Les seuls procès qui ont lieu s’appuient sur des vidéos diffusées par L214. Le contrôle vidéo, déjà porté par le député Olivier Falorni, permettrait que des abattoirs puissent être mis face à leurs responsabilités. 85% des Français sont favorables à cette mesure. Emmanuel Macron s’était d’ailleurs engagé à la rendre obligatoire lors de la campagne présidentielle. Pourtant, c’est un amendement « poudre aux yeux » qui a été voté par les parlementaires sous l’impulsion du gouvernement en mai 2018 : le contrôle vidéo pourra être mis en place dans les abattoirs à titre expérimental et sur la base du volontariat…

Standard, bio, Label Rouge, IGP : mêmes conditions de mise à mort

La viande des agneaux de lait des Pyrénées Axuria abattus à l’abattoir de Mauléon était encensée par de grandes tables parisiennes et des chefs étoilés. Le boucher-star Yves-Marie Le Bourdonnec, réputé « carnivore responsable », proposait cette viande de novembre à avril, tandis qu’Alain Ducasse a célébré cette filière en 2015, mettant la viande de ces agneaux à la carte de son restaurant le Relais Plaza.

Quels que soient les modes d’élevage, quels que soient les labels, les méthodes de mise à mort sont exactement les mêmes et génératrices de souffrances intenses pour les animaux.

Mauléon et les autres, un problème de société

On demande l’impossible aux ouvriers d’abattoir : tuer avec douceur et respect des êtres qui ne veulent pas mourir, qui résistent autant qu’ils le peuvent.

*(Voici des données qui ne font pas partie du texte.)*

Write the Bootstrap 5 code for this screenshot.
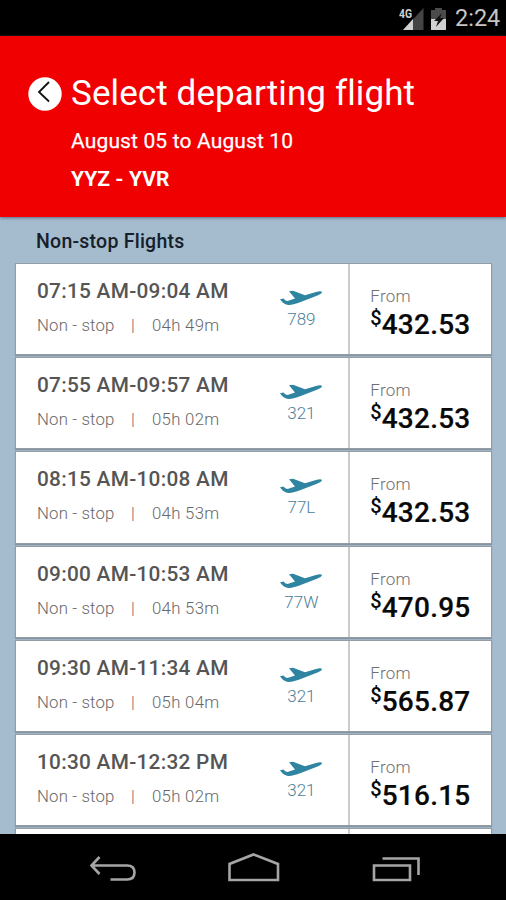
<!DOCTYPE html>
<html lang="en">
<head>
<meta charset="utf-8">
<meta name="viewport" content="width=device-width, initial-scale=1">
<title>Select departing flight</title>
<link href="https://cdn.jsdelivr.net/npm/bootstrap@5.3.0/dist/css/bootstrap.min.css" rel="stylesheet">
<style>
body{font-family:Roboto,"Liberation Sans",sans-serif;background:#a5bbce;width:506px;height:900px;overflow:hidden;line-height:1}
.status-bar{height:36px;background:#000;color:#c6c6c6;font-size:23.5px;padding:1px 8px 0 0}
.clock{width:43px;white-space:nowrap}
.app-head{height:181px;background:#f00000;box-shadow:0 1px 3px #5e6b80;padding:38px 0 0 28px;position:relative}
.back-btn{width:34px;height:34px;padding:0;border:0;background:none;margin:3px 9px 0 0}
.head-title{font-size:35px;line-height:40px;font-weight:400;margin:0;white-space:nowrap;letter-spacing:.1px}
.head-copy{padding-left:43px}
.head-dates{font-size:21px;line-height:24px;margin-top:15px;letter-spacing:.14px;-webkit-text-stroke:.25px #fff}
.head-route{font-size:21px;line-height:24px;margin-top:14px;font-weight:700;letter-spacing:.05px}
.results{height:617px;overflow:hidden;padding:0 14px 0 15px}
.group-name{font-size:19.5px;font-weight:500;color:#15202a;line-height:24px;padding:13px 0 0 21px;margin:0 0 9px;letter-spacing:.24px}
.flight{height:92.2px;margin-bottom:2px;border:1px solid #959da4;border-bottom-width:1.5px;border-radius:0;background:#fff;box-shadow:0 1px 1px #8693a0}
.times{font-size:20.8px;font-weight:500;color:#555;line-height:24px;padding-top:15px;white-space:nowrap;letter-spacing:.28px}
.stops{font-size:16.8px;color:#686868;line-height:20px;padding-top:12px;font-weight:300;white-space:nowrap;letter-spacing:.3px}
.kind{width:94px;letter-spacing:.15px}
.sep{width:21px}
.main-col{width:225px;padding-left:21px}
.plane-col{width:108px;padding-top:26px;color:#4d8199;font-size:17px;font-weight:300}
.plane-col span{line-height:18px;margin-left:14px;margin-top:4px}
.plane-col svg{margin-left:14px}
.fare-col{border-left:2px solid #c9cbcd;padding:22px 0 0 20px;width:143px}
.from{font-size:17px;line-height:20px;color:#707070;font-weight:300;letter-spacing:.3px}
.fare{font-size:28px;line-height:30px;font-weight:500;color:#090909;margin-top:4px;white-space:nowrap}
.amount{letter-spacing:.25px;-webkit-text-stroke:.2px #090909}
.fare .cur{font-size:20px;line-height:20px;margin-top:-2px}
.nav-keys{height:66px;background:#000}
.nav-keys svg{display:block}
</style>
<script src="https://cdn.jsdelivr.net/npm/bootstrap@5.3.0/dist/js/bootstrap.bundle.min.js"></script>
</head>
<body class="d-flex flex-column">
<svg class="d-none">
<symbol id="plane" viewBox="0 0 42 16"><path fill="#2f84a1" d="M0 9.2 3.500 8.500Q5 10.800 7.500 11L15 8.600 9 1.200 13 .8 25 5.300 36 2Q41 .7 42 2 42 3.600 37.500 5.600L22 11.500Q12 15.600 7 14.800 3 13.800 0 9.200Z"/></symbol>
</svg>
<div class="status-bar d-flex align-items-center justify-content-end flex-shrink-0">
<svg width="56" height="30" viewBox="0 0 56 30"><path fill="#444" d="M24.500 4v22H4Z"/><path fill="#d0d0d0" d="M14 15v11H4Z"/><text x="0" y="13.500" font-size="12" font-weight="700" fill="#d0d0d0" stroke="#000" stroke-width="2" paint-order="stroke" textLength="13" lengthAdjust="spacingAndGlyphs">4G</text><path fill="#4b4b4b" d="M32 6h4V4h7v2h4v10H32Z"/><path fill="#d0d0d0" d="M32 15h15v11H32Z"/><path fill="#111" d="m43 9-8 8h4l-2 6 8-9h-4l2-5Z"/></svg>
<span class="clock">2:24</span>
</div>
<header class="app-head text-white flex-shrink-0">
<div class="d-flex"><button class="back-btn" aria-label="Back"><svg class="d-block" width="34" height="34"><circle cx="17" cy="17" r="16.7" fill="#fff"/><path d="m21 5-10 10 10 9.5" fill="none" stroke="#111" stroke-width="1.8"/></svg></button><h1 class="head-title">Select departing flight</h1></div>
<div class="head-copy"><div class="head-dates">August 05 to August 10</div><div class="head-route">YYZ - YVR</div></div>
</header>
<main class="results flex-shrink-0">
<h2 class="group-name">Non-stop Flights</h2>
<div class="flight d-flex"><div class="main-col"><div class="times">07:15 AM-09:04 AM</div><div class="stops d-flex"><span class="kind">Non - stop</span><span class="sep">|</span><span class="dur">04h 49m</span></div></div><div class="plane-col d-flex flex-column align-items-center"><svg width="42" height="16"><use href="#plane"/></svg><span>789</span></div><div class="fare-col"><div class="from">From</div><div class="fare d-flex"><span class="cur">$</span><span class="amount">432.53</span></div></div></div>
<div class="flight d-flex"><div class="main-col"><div class="times">07:55 AM-09:57 AM</div><div class="stops d-flex"><span class="kind">Non - stop</span><span class="sep">|</span><span class="dur">05h 02m</span></div></div><div class="plane-col d-flex flex-column align-items-center"><svg width="42" height="16"><use href="#plane"/></svg><span>321</span></div><div class="fare-col"><div class="from">From</div><div class="fare d-flex"><span class="cur">$</span><span class="amount">432.53</span></div></div></div>
<div class="flight d-flex"><div class="main-col"><div class="times">08:15 AM-10:08 AM</div><div class="stops d-flex"><span class="kind">Non - stop</span><span class="sep">|</span><span class="dur">04h 53m</span></div></div><div class="plane-col d-flex flex-column align-items-center"><svg width="42" height="16"><use href="#plane"/></svg><span>77L</span></div><div class="fare-col"><div class="from">From</div><div class="fare d-flex"><span class="cur">$</span><span class="amount">432.53</span></div></div></div>
<div class="flight d-flex"><div class="main-col"><div class="times">09:00 AM-10:53 AM</div><div class="stops d-flex"><span class="kind">Non - stop</span><span class="sep">|</span><span class="dur">04h 53m</span></div></div><div class="plane-col d-flex flex-column align-items-center"><svg width="42" height="16"><use href="#plane"/></svg><span>77W</span></div><div class="fare-col"><div class="from">From</div><div class="fare d-flex"><span class="cur">$</span><span class="amount">470.95</span></div></div></div>
<div class="flight d-flex"><div class="main-col"><div class="times">09:30 AM-11:34 AM</div><div class="stops d-flex"><span class="kind">Non - stop</span><span class="sep">|</span><span class="dur">05h 04m</span></div></div><div class="plane-col d-flex flex-column align-items-center"><svg width="42" height="16"><use href="#plane"/></svg><span>321</span></div><div class="fare-col"><div class="from">From</div><div class="fare d-flex"><span class="cur">$</span><span class="amount">565.87</span></div></div></div>
<div class="flight d-flex"><div class="main-col"><div class="times">10:30 AM-12:32 PM</div><div class="stops d-flex"><span class="kind">Non - stop</span><span class="sep">|</span><span class="dur">05h 02m</span></div></div><div class="plane-col d-flex flex-column align-items-center"><svg width="42" height="16"><use href="#plane"/></svg><span>321</span></div><div class="fare-col"><div class="from">From</div><div class="fare d-flex"><span class="cur">$</span><span class="amount">516.15</span></div></div></div>
<div class="flight d-flex"><div class="main-col"></div><div class="plane-col"></div><div class="fare-col"></div></div>
</main>
<nav class="nav-keys flex-shrink-0"><svg width="506" height="66" fill="none" stroke="#a5a5a5" stroke-width="2.6"><path d="M99.5 23 91.5 31.5 99.5 40M92 31.5H127Q134.5 31.5 134.5 38.5T127 45.500H110.500M229.500 46V30L253.500 20.500 278 30V46ZM374 31.500H410V46H374ZM382.500 24.500H418.500V41"/></svg></nav>
</body>
</html>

Si les ouvriers doivent répondre de leurs actes, ils n’ont pas à porter la responsabilité de ce système violent. Les différentes enquêtes menées par ailleurs ont montré que la violence des abattoirs s’exerce aussi sur eux.

En marge de ce procès, ce qui doit être interrogé, c’est notre responsabilité collective en tant que société qui fait naître, exploite et tue chaque jour sans nécessité 3 millions d’êtres sensibles.